Kinderrechte: Sorgenvoller Brief an Jean Asselborn

Die Menschenrechtskommission und der Ombudsman fir Kanner a Jugendlecher kritisieren in einem offenen Brief an Jean Asselborn den Umgang mit unbegleiteten, minderjährigen Asylsuchenden. Das Schreiben offenbart: Was lange währt, wird nicht immer gut.

Wer entscheidet über das Schicksal unbegleiteter, minderjähriger Asylsuchenden? Nicht die richtigen Instanzen, meinen die Menschenrechtskommission und der Okaju. (© Ron Lach/Pexels)

„La Commission consultative des Droits de l’Homme et l’Ombudsman fir Kanner a Jugendlecher sont depuis de longues années préoccupés par la situation des mineurs non accompagnés.“ Mit diesem Satz beginnt der offene Brief, mit dem sich die Menschenrechtskommission (CCDH) und der Ombudsman fir Kanner a Jugendlecher (Okaju) diese Woche an Jean Asselborn, Minister für Immigration und Asyl, gerichtet haben. Auslöser ist unter anderem die Präsentation des ersten nationalen Aktionsplans für Kinderrechte, der im Mai vom Ministerium für Bildung, Kinder und Jugend vorgestellt wurde. Hatte der Okaju den Aktionsplan damals trotz Schwachstellen allgemein als „wichtigen Schritt hin zu einer ressortübergreifenden koordinierten Kinderrechtspolitik“ bezeichnet, schließt die Organisation sich jetzt der Kritik der CCDH an: Die Situation der unbegleiteten, minderjährigen Asylsuchenden sei bei der Vorstellung des Aktionsplans nur lapidar angesprochen worden. Aus diesem Grund zweifeln beide Organisationen an der Wichtigkeit, die der Staat dem Thema in den kommenden Jahren einräumen wird.

Langjährige Debatte

Das Unbehagen der CCDH und des Okaju geht nicht zuletzt auf langjährige Debatten um die „Commission consultative d’évaluation d’intérêt supérieur des mineurs non accompagnés“ zurück: Sie wurde 2018 ins Leben gerufen, um das Außenministerium zu beraten, wenn betroffenen Minderjährigen der internationale Schutzstatus verwehrt und eine Rückführung angeordnet wird. Die CCDH und das Okaju erinnern in ihrem Brief daran, dass es erst 2020 zur gesetzlichen Reglung dieser Kommission kam. Sie verweisen auch auf die Einwände gegen ihre Zusammensetzung, die mehrere nationale Organisationen seit der Gründung äußern: der Vorwurf ihrer Befangenheit. Die Kommission besteht bis heute unter anderem aus Vertreter*innen des Ministeriums für Immigration und Asyl. Dasselbe Ministerium ernennt die Mitglieder des Komitees für eine Dauer von drei Jahren, mit Möglichkeit der Mandatsverlängerung. Asselborn äußerte sich 2020 in einer öffentlichen Stellungnahme zu den Vorwürfen und zeigte sich verhandlungswillig.

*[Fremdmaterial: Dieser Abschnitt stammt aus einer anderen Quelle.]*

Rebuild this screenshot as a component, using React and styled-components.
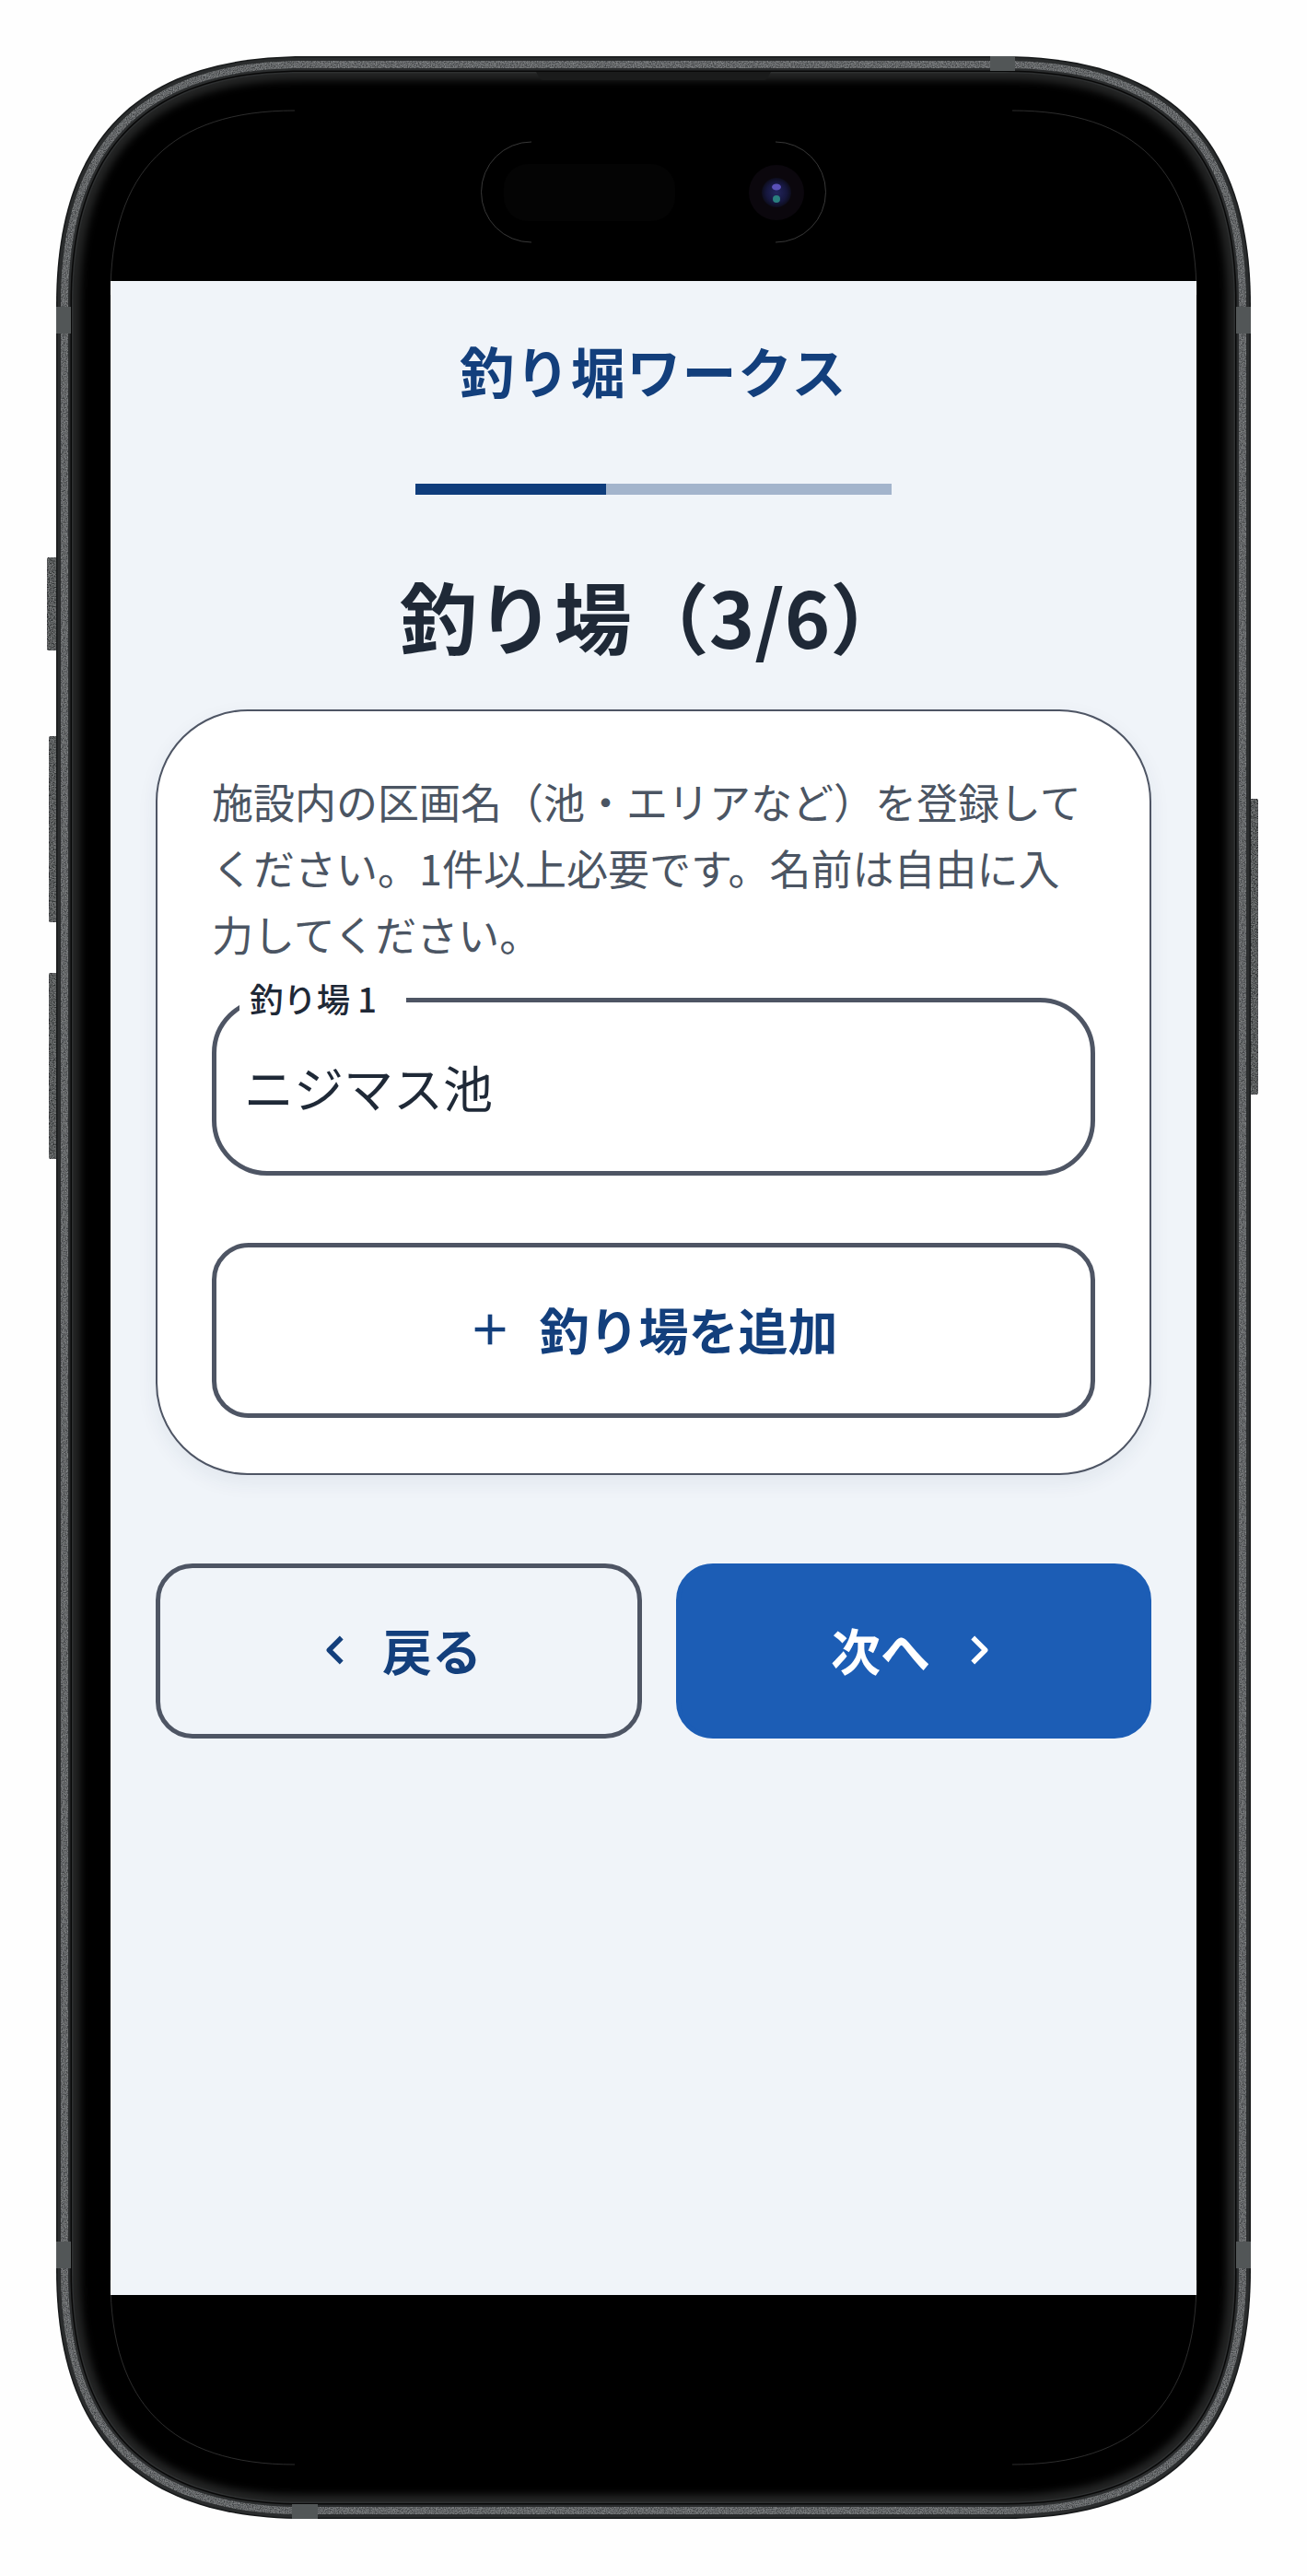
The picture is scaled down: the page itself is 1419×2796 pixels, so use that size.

Nach anhaltender Kritik nationaler Organisationen und des Kinderrechtskomitees der Vereinten Nationen gab die Regierung dann im Januar 2022 die Überarbeitung des Gesetzestextes bekannt. Das Dossier ist – Jean Asselborn antwortete Ende Juni auf eine parlamentarische Anfrage von Nathalie Oberweis (Déi Lénk) zum Thema – in Arbeit. In Zukunft soll ein*e Vertreter*in der Zivilgesellschaft für mehr Neutralität sorgen. Außerdem soll die Reglung aufgehoben werden, nach der die Entscheidung der Vertretung des Ministeriums für Asyl und Immigration im Zweifelsfall doppelt zählt. Für die CCDH und das Okaju ist all das nur ein schwacher Trost, solange das Ministerium für Asyl und Immigration weiterhin in der Kommission vertreten ist und ihr gar vorsteht. Darüber hinaus kritisieren CCDH und Okaju, dass einzig die oder der Repräsentant*in der Zivilgesellschaft über einschlägige Erfahrungen in Sachen Kinderrechte oder der Arbeit mit Minderjährigen verfügen muss. Eine entsprechende Aus- oder Weiterbildung müsse für alle Mitglieder des Komitees verpflichtend sein, so die Organisationen. „Finalement, ils [CCDH und Okaju] regrettent de constater que même 28 ans après la ratification de la Convention des droits de l’enfant des Nations Unies, une prise en compte de ladite Convention et de l’intérêt supérieur de l’enfant dans la composition de cette Commission, tout comme par les juridictions nationales, n’est pas garantie“, lautet das ernüchternde Fazit der CCDH und des Okaju.